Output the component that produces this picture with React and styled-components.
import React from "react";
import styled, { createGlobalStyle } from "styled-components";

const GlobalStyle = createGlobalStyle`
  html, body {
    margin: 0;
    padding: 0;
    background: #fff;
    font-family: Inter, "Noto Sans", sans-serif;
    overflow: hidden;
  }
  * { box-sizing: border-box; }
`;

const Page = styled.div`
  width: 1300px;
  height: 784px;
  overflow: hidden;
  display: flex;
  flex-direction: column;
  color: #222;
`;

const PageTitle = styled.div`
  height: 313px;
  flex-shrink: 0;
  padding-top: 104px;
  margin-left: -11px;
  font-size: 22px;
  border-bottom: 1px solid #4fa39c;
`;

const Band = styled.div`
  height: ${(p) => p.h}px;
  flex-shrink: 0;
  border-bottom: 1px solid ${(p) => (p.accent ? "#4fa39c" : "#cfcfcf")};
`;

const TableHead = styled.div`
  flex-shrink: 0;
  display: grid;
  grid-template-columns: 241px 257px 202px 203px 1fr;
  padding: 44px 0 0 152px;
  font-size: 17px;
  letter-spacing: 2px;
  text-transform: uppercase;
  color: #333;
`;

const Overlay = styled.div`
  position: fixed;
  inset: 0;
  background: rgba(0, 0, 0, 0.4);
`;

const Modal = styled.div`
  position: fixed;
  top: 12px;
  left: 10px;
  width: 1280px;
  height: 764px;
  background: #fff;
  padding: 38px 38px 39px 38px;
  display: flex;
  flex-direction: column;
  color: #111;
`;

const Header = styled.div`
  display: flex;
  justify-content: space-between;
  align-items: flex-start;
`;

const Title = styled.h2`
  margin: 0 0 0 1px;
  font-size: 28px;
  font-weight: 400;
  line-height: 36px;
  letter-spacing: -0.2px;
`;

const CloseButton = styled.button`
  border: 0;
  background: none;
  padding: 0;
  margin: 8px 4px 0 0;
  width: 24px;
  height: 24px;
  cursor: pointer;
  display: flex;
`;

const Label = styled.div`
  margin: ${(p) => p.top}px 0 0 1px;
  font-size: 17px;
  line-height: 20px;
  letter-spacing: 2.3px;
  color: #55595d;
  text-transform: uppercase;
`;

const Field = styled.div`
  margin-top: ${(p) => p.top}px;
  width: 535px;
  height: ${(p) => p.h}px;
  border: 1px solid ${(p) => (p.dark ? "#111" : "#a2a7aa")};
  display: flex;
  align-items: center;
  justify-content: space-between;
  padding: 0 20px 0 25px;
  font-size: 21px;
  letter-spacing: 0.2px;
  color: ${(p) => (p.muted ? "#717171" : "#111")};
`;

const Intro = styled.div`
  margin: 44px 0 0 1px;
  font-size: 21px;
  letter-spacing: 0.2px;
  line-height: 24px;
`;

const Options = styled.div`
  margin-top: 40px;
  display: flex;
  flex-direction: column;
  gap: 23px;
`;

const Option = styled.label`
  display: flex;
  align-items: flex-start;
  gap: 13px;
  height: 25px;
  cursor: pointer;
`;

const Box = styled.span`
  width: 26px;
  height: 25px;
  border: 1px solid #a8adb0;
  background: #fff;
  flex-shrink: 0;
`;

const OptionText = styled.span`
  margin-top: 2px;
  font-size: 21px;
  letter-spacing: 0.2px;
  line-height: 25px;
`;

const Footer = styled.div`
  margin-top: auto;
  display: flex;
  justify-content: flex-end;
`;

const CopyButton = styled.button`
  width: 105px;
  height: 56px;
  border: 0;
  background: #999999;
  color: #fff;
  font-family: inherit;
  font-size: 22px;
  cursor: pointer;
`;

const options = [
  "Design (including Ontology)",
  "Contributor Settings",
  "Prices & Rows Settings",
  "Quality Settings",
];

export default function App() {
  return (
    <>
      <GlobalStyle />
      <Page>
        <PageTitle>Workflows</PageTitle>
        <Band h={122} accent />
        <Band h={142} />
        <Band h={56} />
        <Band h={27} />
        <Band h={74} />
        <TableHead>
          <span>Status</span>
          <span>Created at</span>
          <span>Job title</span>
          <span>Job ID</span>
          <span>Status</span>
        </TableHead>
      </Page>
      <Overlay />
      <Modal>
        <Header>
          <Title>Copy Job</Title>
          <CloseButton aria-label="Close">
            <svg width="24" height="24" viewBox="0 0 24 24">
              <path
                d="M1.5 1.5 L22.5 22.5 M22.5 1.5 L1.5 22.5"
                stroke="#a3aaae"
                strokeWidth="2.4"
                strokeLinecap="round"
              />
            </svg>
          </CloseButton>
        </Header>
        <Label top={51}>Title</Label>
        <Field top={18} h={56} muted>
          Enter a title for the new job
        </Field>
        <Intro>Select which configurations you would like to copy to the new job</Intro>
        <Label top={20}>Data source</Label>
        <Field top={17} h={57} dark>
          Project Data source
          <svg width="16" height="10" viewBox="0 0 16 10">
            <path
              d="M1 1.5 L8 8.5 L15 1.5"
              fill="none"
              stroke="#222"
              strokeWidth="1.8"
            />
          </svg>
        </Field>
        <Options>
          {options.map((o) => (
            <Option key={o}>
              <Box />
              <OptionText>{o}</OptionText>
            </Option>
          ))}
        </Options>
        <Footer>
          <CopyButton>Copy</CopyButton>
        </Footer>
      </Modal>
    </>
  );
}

^^^^^^^^

* _SET PROBLEM_
Output all of the material exactly as written.

* _RESULT OF THE TASK_
Output the component that produces this picture with React and styled-components.
import React from "react";
import styled, { createGlobalStyle } from "styled-components";

const GlobalStyle = createGlobalStyle`
  html, body {
    margin: 0;
    padding: 0;
    background: #fff;
    font-family: Inter, "Noto Sans", sans-serif;
    overflow: hidden;
  }
  * { box-sizing: border-box; }
`;

const Page = styled.div`
  width: 1300px;
  height: 784px;
  overflow: hidden;
  display: flex;
  flex-direction: column;
  color: #222;
`;

const PageTitle = styled.div`
  height: 313px;
  flex-shrink: 0;
  padding-top: 104px;
  margin-left: -11px;
  font-size: 22px;
  border-bottom: 1px solid #4fa39c;
`;

const Band = styled.div`
  height: ${(p) => p.h}px;
  flex-shrink: 0;
  border-bottom: 1px solid ${(p) => (p.accent ? "#4fa39c" : "#cfcfcf")};
`;

const TableHead = styled.div`
  flex-shrink: 0;
  display: grid;
  grid-template-columns: 241px 257px 202px 203px 1fr;
  padding: 44px 0 0 152px;
  font-size: 17px;
  letter-spacing: 2px;
  text-transform: uppercase;
  color: #333;
`;

const Overlay = styled.div`
  position: fixed;
  inset: 0;
  background: rgba(0, 0, 0, 0.4);
`;

const Modal = styled.div`
  position: fixed;
  top: 12px;
  left: 10px;
  width: 1280px;
  height: 764px;
  background: #fff;
  padding: 38px 38px 39px 38px;
  display: flex;
  flex-direction: column;
  color: #111;
`;

const Header = styled.div`
  display: flex;
  justify-content: space-between;
  align-items: flex-start;
`;

const Title = styled.h2`
  margin: 0 0 0 1px;
  font-size: 28px;
  font-weight: 400;
  line-height: 36px;
  letter-spacing: -0.2px;
`;

const CloseButton = styled.button`
  border: 0;
  background: none;
  padding: 0;
  margin: 8px 4px 0 0;
  width: 24px;
  height: 24px;
  cursor: pointer;
  display: flex;
`;

const Label = styled.div`
  margin: ${(p) => p.top}px 0 0 1px;
  font-size: 17px;
  line-height: 20px;
  letter-spacing: 2.3px;
  color: #55595d;
  text-transform: uppercase;
`;

const Field = styled.div`
  margin-top: ${(p) => p.top}px;
  width: 535px;
  height: ${(p) => p.h}px;
  border: 1px solid ${(p) => (p.dark ? "#111" : "#a2a7aa")};
  display: flex;
  align-items: center;
  justify-content: space-between;
  padding: 0 20px 0 25px;
  font-size: 21px;
  letter-spacing: 0.2px;
  color: ${(p) => (p.muted ? "#717171" : "#111")};
`;

const Intro = styled.div`
  margin: 44px 0 0 1px;
  font-size: 21px;
  letter-spacing: 0.2px;
  line-height: 24px;
`;

const Options = styled.div`
  margin-top: 40px;
  display: flex;
  flex-direction: column;
  gap: 23px;
`;

const Option = styled.label`
  display: flex;
  align-items: flex-start;
  gap: 13px;
  height: 25px;
  cursor: pointer;
`;

const Box = styled.span`
  width: 26px;
  height: 25px;
  border: 1px solid #a8adb0;
  background: #fff;
  flex-shrink: 0;
`;

const OptionText = styled.span`
  margin-top: 2px;
  font-size: 21px;
  letter-spacing: 0.2px;
  line-height: 25px;
`;

const Footer = styled.div`
  margin-top: auto;
  display: flex;
  justify-content: flex-end;
`;

const CopyButton = styled.button`
  width: 105px;
  height: 56px;
  border: 0;
  background: #999999;
  color: #fff;
  font-family: inherit;
  font-size: 22px;
  cursor: pointer;
`;

const options = [
  "Design (including Ontology)",
  "Contributor Settings",
  "Prices & Rows Settings",
  "Quality Settings",
];

export default function App() {
  return (
    <>
      <GlobalStyle />
      <Page>
        <PageTitle>Workflows</PageTitle>
        <Band h={122} accent />
        <Band h={142} />
        <Band h={56} />
        <Band h={27} />
        <Band h={74} />
        <TableHead>
          <span>Status</span>
          <span>Created at</span>
          <span>Job title</span>
          <span>Job ID</span>
          <span>Status</span>
        </TableHead>
      </Page>
      <Overlay />
      <Modal>
        <Header>
          <Title>Copy Job</Title>
          <CloseButton aria-label="Close">
            <svg width="24" height="24" viewBox="0 0 24 24">
              <path
                d="M1.5 1.5 L22.5 22.5 M22.5 1.5 L1.5 22.5"
                stroke="#a3aaae"
                strokeWidth="2.4"
                strokeLinecap="round"
              />
            </svg>
          </CloseButton>
        </Header>
        <Label top={51}>Title</Label>
        <Field top={18} h={56} muted>
          Enter a title for the new job
        </Field>
        <Intro>Select which configurations you would like to copy to the new job</Intro>
        <Label top={20}>Data source</Label>
        <Field top={17} h={57} dark>
          Project Data source
          <svg width="16" height="10" viewBox="0 0 16 10">
            <path
              d="M1 1.5 L8 8.5 L15 1.5"
              fill="none"
              stroke="#222"
              strokeWidth="1.8"
            />
          </svg>
        </Field>
        <Options>
          {options.map((o) => (
            <Option key={o}>
              <Box />
              <OptionText>{o}</OptionText>
            </Option>
          ))}
        </Options>
        <Footer>
          <CopyButton>Copy</CopyButton>
        </Footer>
      </Modal>
    </>
  );
}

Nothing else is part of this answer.